As for the remote, the Sony XR A80K comes with a new remote which does not bring with it a Numpad. The remote looks premium and quite modern to match the aesthetics of your room. It also comes with a mic built-in for voice control with Google Assistant. Apart from the basic playback controls, it also brings OTT hotkeys for some of the most popular platforms. Since it is a premium-segment TV, the remote offers Bluetooth as well as IR connectivity options. Overall, we were quite happy with the remote as it is well built, ergonomic and would be good for all that you may want to do with the TV.
Sony XR A80K: Should you buy it?
So we’re now on to the big question: Should you buy the Sony XR A80K?
Well, if you’re in the market for a premium segment OLED, then the XR A80K should really be a TV you consider. This TV will provide you with a visual treat that very few TV sets on the market can right now. It offers decent brightness for an OLED and also offers good colour accuracy out-of-the-box when set to the Cinema preset. The panel’s contrast ratios are almost infinite offering you beautiful visuals where the pitch dark meets some light.

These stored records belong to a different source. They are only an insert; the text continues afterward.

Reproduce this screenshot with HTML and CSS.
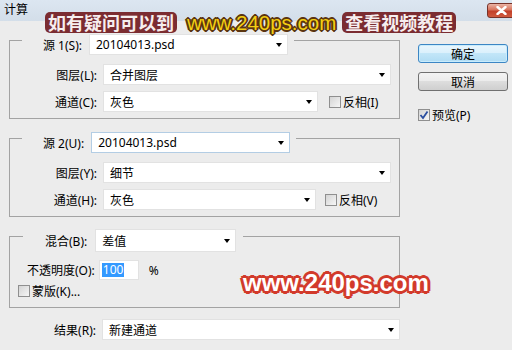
FILE: index.html
```html
<!DOCTYPE html>
<html lang="zh-CN">
<head>
  <meta charset="UTF-8">
  <title>计算</title>
  <link rel="stylesheet" href="styles.css">
</head>
<body>
  <div class="window">
    <div class="titlebar">
      <span class="title">计算</span>
      <span class="close">
        <svg width="11" height="9" viewBox="0 0 11 9"><path d="M1.5 1 L9.5 8 M9.5 1 L1.5 8" stroke="#fff" stroke-width="2.4" stroke-linecap="round"/></svg>
      </span>
    </div>

    <div class="content">
      <div class="main">
        <!-- source 1 -->
        <div class="group">
          <div class="group-head">
            <span>源 1(S):</span>
            <div class="select w-src">20104013.psd</div>
          </div>
          <div class="row">
            <span class="row-label">图层(L):</span>
            <div class="select w-wide">合并图层</div>
          </div>
          <div class="row">
            <span class="row-label">通道(C):</span>
            <div class="select w-chan">灰色</div>
            <span class="check"><i class="box"></i>反相(I)</span>
          </div>
        </div>

        <!-- source 2 -->
        <div class="group">
          <div class="group-head">
            <span>源 2(U):</span>
            <div class="select focus w-src">20104013.psd</div>
          </div>
          <div class="row">
            <span class="row-label">图层(Y):</span>
            <div class="select w-wide">细节</div>
          </div>
          <div class="row">
            <span class="row-label">通道(H):</span>
            <div class="select w-chan2">灰色</div>
            <span class="check check-tight"><i class="box"></i>反相(V)</span>
          </div>
        </div>

        <!-- blending -->
        <div class="group group-blend">
          <div class="group-head">
            <span>混合(B):</span>
            <div class="select tall w-blend">差值</div>
          </div>
          <div class="opacity-row">
            <span>不透明度(O):</span>
            <div class="input"><span class="selected">100</span></div>
            <span class="pct">%</span>
          </div>
          <div class="mask-row">
            <span class="check"><i class="box"></i>蒙版(K)...</span>
          </div>
        </div>

        <div class="row result-row">
          <span class="row-label">结果(R):</span>
          <div class="select w-result">新建通道</div>
        </div>
      </div>

      <div class="side">
        <div class="btn btn-default">确定</div>
        <div class="btn btn-cancel">取消</div>
        <span class="check preview">
          <i class="box">
            <svg width="10" height="10" viewBox="0 0 10 10"><path d="M1.5 5 L4 8 L8.5 1.5" fill="none" stroke="#2a4ea0" stroke-width="1.8"/></svg>
          </i>预览(P)
        </span>
      </div>
    </div>

    <!-- watermarks -->
    <div class="wm-top">
      <span class="wm-tag">如有疑问可以到</span>
      <span class="wm-url">www.240ps.com</span>
      <span class="wm-tag">查看视频教程</span>
    </div>
    <div class="wm-bottom">www.240ps.com</div>
  </div>
</body>
</html>
```

FILE: styles.css
```css
* {
  box-sizing: border-box;
}
body {
  margin: 0;
  width: 512px;
  height: 350px;
  overflow: hidden;
  background: #ececec;
  font-family: "Noto Sans", "Noto Sans CJK SC", sans-serif;
  font-size: 12px;
  color: #000;
}
.window {
  position: relative;
  height: 350px;
}
.titlebar {
  height: 21px;
  display: flex;
  justify-content: space-between;
  align-items: flex-start;
  padding-left: 4px;
  background: linear-gradient(#dce6f1, #d3dee9);
}
.title {
  line-height: 20px;
}
.close {
  margin-top: 3px;
  margin-right: -4px;
  width: 29px;
  height: 15px;
  border: 1px solid #77332a;
  border-radius: 3px;
  background: linear-gradient(#eab4a6, #d7735c 45%, #c2402a 55%, #cf5a3e);
  display: flex;
  align-items: center;
  justify-content: center;
}
.content {
  display: flex;
  gap: 18px;
  padding: 19px 0 0 9px;
}
.main {
  width: 391px;
}
.group {
  border: 1px solid #a3a3a3;
  padding-bottom: 6px;
  margin-bottom: 19px;
}
.group-head {
  display: flex;
  align-items: center;
  gap: 7px;
  width: fit-content;
  margin: -7px 0 9px 12px;
  padding: 0 6px 0 21px;
  background: #ececec;
}
.row {
  display: flex;
  align-items: center;
  height: 21px;
}
.row + .row {
  margin-top: 6px;
}
.row-label {
  width: 87px;
  margin-right: 6px;
  text-align: right;
}
.select {
  height: 21px;
  display: flex;
  align-items: center;
  justify-content: space-between;
  padding: 0 5px 0 6px;
  background: #fff;
  border: 1px solid #e2e2e2;
}
.select::after {
  content: "";
  border-left: 3.5px solid transparent;
  border-right: 3.5px solid transparent;
  border-top: 4px solid #000;
}
.select.focus {
  border-color: #b3cde4;
}
.select.tall {
  height: 23px;
}
.w-src { width: 199px; }
.w-wide { width: 288px; }
.w-chan { width: 215px; }
.w-chan2 { width: 213px; }
.w-blend { width: 141px; }
.w-result { width: 298px; }

.check {
  display: flex;
  align-items: center;
  gap: 2px;
  margin-left: 11px;
}
.check-tight {
  margin-left: 9px;
}
.box {
  width: 12px;
  height: 12px;
  border: 1px solid #8f8f8f;
  background: linear-gradient(135deg, #d4d4d4, #f6f6f6);
  display: flex;
  align-items: center;
  justify-content: center;
}

.group-blend {
  padding-bottom: 10px;
  margin-bottom: 11px;
}
.group-blend .group-head {
  gap: 8px;
  margin: -8px 0 8px 13px;
  padding: 0 7px 0 22px;
}
.opacity-row {
  display: flex;
  align-items: center;
  height: 20px;
  padding-left: 17px;
}
.input {
  width: 40px;
  height: 20px;
  margin-left: 4px;
  padding-left: 2px;
  display: flex;
  align-items: center;
  background: #fff;
  border: 1px solid #e2e2e2;
}
.selected {
  background: #3399ff;
  color: #fff;
  line-height: 14px;
  padding: 0 1px;
}
.pct {
  margin-left: 10px;
}
.mask-row {
  height: 13px;
  margin-top: 4px;
  display: flex;
  align-items: center;
}
.mask-row .check {
  margin-left: 8px;
}

.side {
  width: 90px;
  padding-top: 4px;
  display: flex;
  flex-direction: column;
}
.btn {
  height: 19px;
  border-radius: 3px;
  display: flex;
  align-items: center;
  justify-content: center;
}
.btn-default {
  border: 1px solid #3c86c4;
  background: linear-gradient(#eaf6fd, #d9f0fc 50%, #c2e6f8 50%, #b0dcf4);
  box-shadow: inset 0 0 0 1px #c9ecfc;
}
.btn-cancel {
  margin-top: 9px;
  border: 1px solid #707070;
  background: linear-gradient(#f3f3f3, #ebebeb 50%, #dddddd 50%, #cfcfcf);
}
.preview {
  margin: 15px 0 0 0;
}

.wm-top {
  position: absolute;
  left: 45px;
  top: 12px;
  display: flex;
  align-items: center;
}
.wm-tag {
  height: 21px;
  padding: 0 3px;
  border-radius: 5px;
  background: #7b2c31;
  color: #f6eeee;
  font-family: "Noto Sans CJK SC", sans-serif;
  font-weight: bold;
  font-size: 18px;
  line-height: 21px;
}
.wm-url {
  margin: 0 6px 0 10px;
  font-family: "Liberation Sans", sans-serif;
  font-size: 20.5px;
  line-height: 21px;
  color: #f4cf12;
  text-shadow: 1px 1px 0 #5b3510, -1px -1px 0 #5b3510, 1px -1px 0 #5b3510, -1px 1px 0 #5b3510, 2px 0 0 #5b3510, -2px 0 0 #5b3510, 0 2px 0 #5b3510, 0 -2px 0 #5b3510;
}
.wm-bottom {
  position: absolute;
  left: 243px;
  top: 271px;
  font-family: "Liberation Sans", sans-serif;
  font-weight: bold;
  font-size: 24px;
  line-height: 24px;
  color: #fff;
  text-shadow: 2px 2px 0 #d23a2b, -2px -2px 0 #d23a2b, 2px -2px 0 #d23a2b, -2px 2px 0 #d23a2b, 3px 0 0 #d23a2b, -3px 0 0 #d23a2b, 0 3px 0 #d23a2b, 0 -3px 0 #d23a2b;
}
```
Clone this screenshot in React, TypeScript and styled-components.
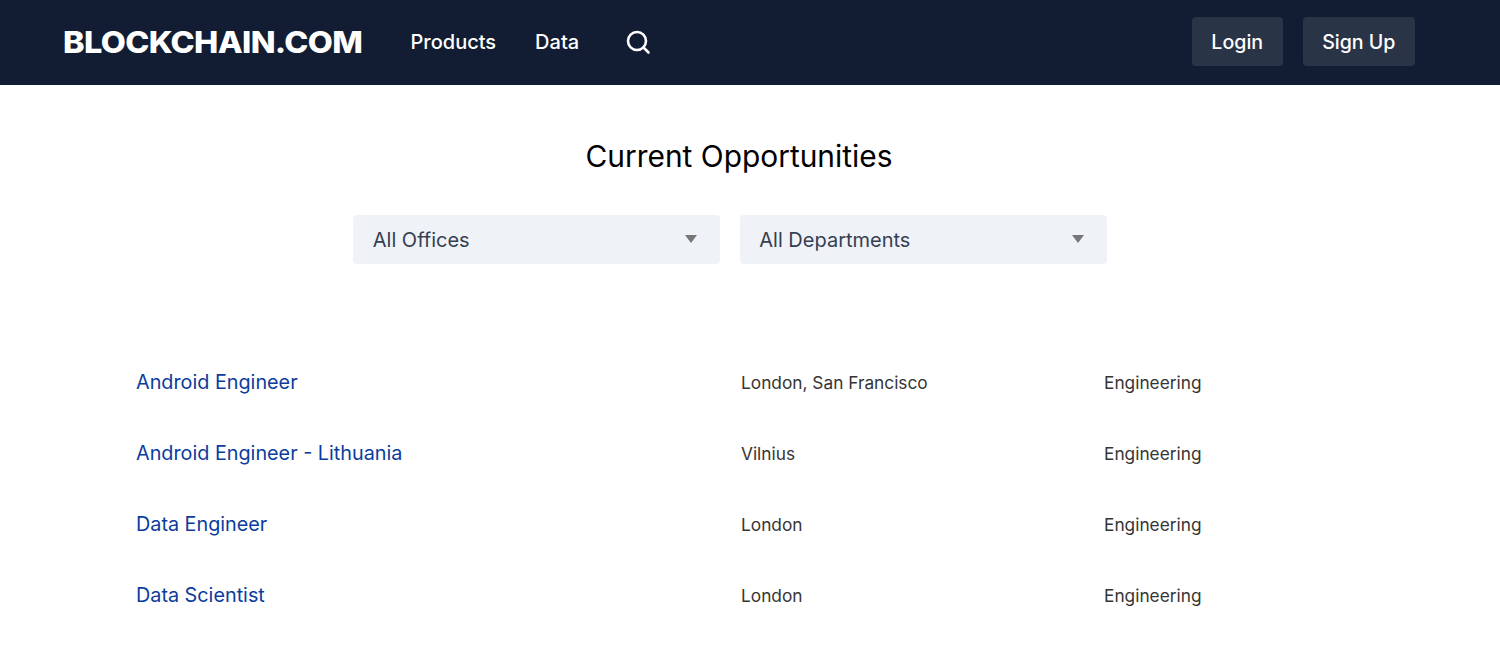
import React from "react";
import styled, { createGlobalStyle } from "styled-components";

const Global = createGlobalStyle`
  html, body { margin: 0; padding: 0; background: #fff; font-family: Inter, "Liberation Sans", sans-serif; }
  * { box-sizing: border-box; }
`;
const Header = styled.header`
  height: 85px; background: #121d33; display: flex; align-items: center;
  padding: 0 85px 2px 63px; color: #fff;
`;
const LogoSlot = styled.div`
  width: 347.5px; flex: none;
`;
const Logo = styled.a`
  display: inline-block; font: 800 30px/1 Inter, sans-serif; letter-spacing: -0.6px; color: #fff;
  transform: scaleX(1.082); transform-origin: left center; white-space: nowrap;
`;
const NavLink = styled.a`
  font-size: 20px; font-weight: 500; color: #fff; margin-right: 39px;
`;
const SearchIcon = styled.svg`
  width: 26px; height: 26px; margin-left: 7px; fill: none; stroke: #fff; stroke-width: 2.6; stroke-linecap: round;
`;
const Actions = styled.div`
  margin-left: auto; display: flex; gap: 20px;
`;
const Button = styled.button`
  height: 49px; padding: 0 19.5px; border: 0; border-radius: 4px; background: #2a3447; color: #fff;
  font: 500 19.6px Inter, sans-serif;
`;
const Title = styled.h1`
  margin: 51px 0 0 -22px; font-size: 29.9px; font-weight: 400; line-height: 40px; color: #000; text-align: center;
`;
const Filters = styled.div`
  display: flex; justify-content: center; gap: 19.5px; margin: 39px 0 0 -40px;
`;
const Select = styled.div`
  width: 367px; height: 49px; border-radius: 4px; background: #eff2f7; color: #353f52;
  font-size: 20px; display: flex; align-items: center; justify-content: space-between; padding: 0 23px 0 19.5px;
`;
const Caret = styled.span`
  width: 0; height: 0; border-left: 6.5px solid transparent; border-right: 6.5px solid transparent;
  border-top: 8px solid #777;
  margin-bottom: 1px;
`;
const Jobs = styled.div`
  margin-top: 86px; padding-left: 136px; display: grid;
`;
const Job = styled.div`
  display: grid; grid-template-columns: 605px 363px 1fr; height: 71px; align-items: center;
  padding-bottom: 6px;
`;
const JobLink = styled.a`
  color: #0c3c9c; font-size: 19.8px; font-weight: 400; margin-bottom: 2px;
`;
const Cell = styled.span`
  color: #353535; font-size: 17.3px;
`;

const jobs = [
  ["Android Engineer", "London, San Francisco"],
  ["Android Engineer - Lithuania", "Vilnius"],
  ["Data Engineer", "London"],
  ["Data Scientist", "London"],
];

export default function App() {
  return (
    <>
      <Global />
      <Header>
        <LogoSlot><Logo>BLOCKCHAIN.COM</Logo></LogoSlot>
        <NavLink>Products</NavLink>
        <NavLink>Data</NavLink>
        <SearchIcon viewBox="0 0 26 26">
          <circle cx="12" cy="12" r="9" />
          <path d="M18.5 18.5 L23.5 23.5" />
        </SearchIcon>
        <Actions>
          <Button>Login</Button>
          <Button>Sign Up</Button>
        </Actions>
      </Header>
      <main>
        <Title>Current Opportunities</Title>
        <Filters>
          <Select>All Offices<Caret /></Select>
          <Select>All Departments<Caret /></Select>
        </Filters>
        <Jobs>
          {jobs.map(([name, place]) => (
            <Job key={name}>
              <JobLink>{name}</JobLink>
              <Cell>{place}</Cell>
              <Cell>Engineering</Cell>
            </Job>
          ))}
        </Jobs>
      </main>
    </>
  );
}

But great handling of dark scenes or spectacular HDR performance isn’t its only strength. It also offers really good upscaling of 1080p or even 720p content to 4K, along with good viewing angles and fast refresh rates, VRR as well as low input lag if you’re a gamer.
Overall, all these features combined come together to make the XR A80K one of the best OLED options around. The only problem here may be the money Sony is asking for the TV. Currently, the TV can be purchased for the best price of around Lakh 80 from select physical stores for the 55-inch model, with the 65-inch model likely to set you back around Rs 2,50,000. While this is aggressive for a premium-segment OLED TV, it may still not be aggressive enough for some buyers. For such buyers, you have LG’s A1 and even Xiaomi’s OLED Vision TVs as options.
But if money is not a concern, and premium features and performance is what your heart desires, then there should be very little stopping you from buying the Sony XR A80K.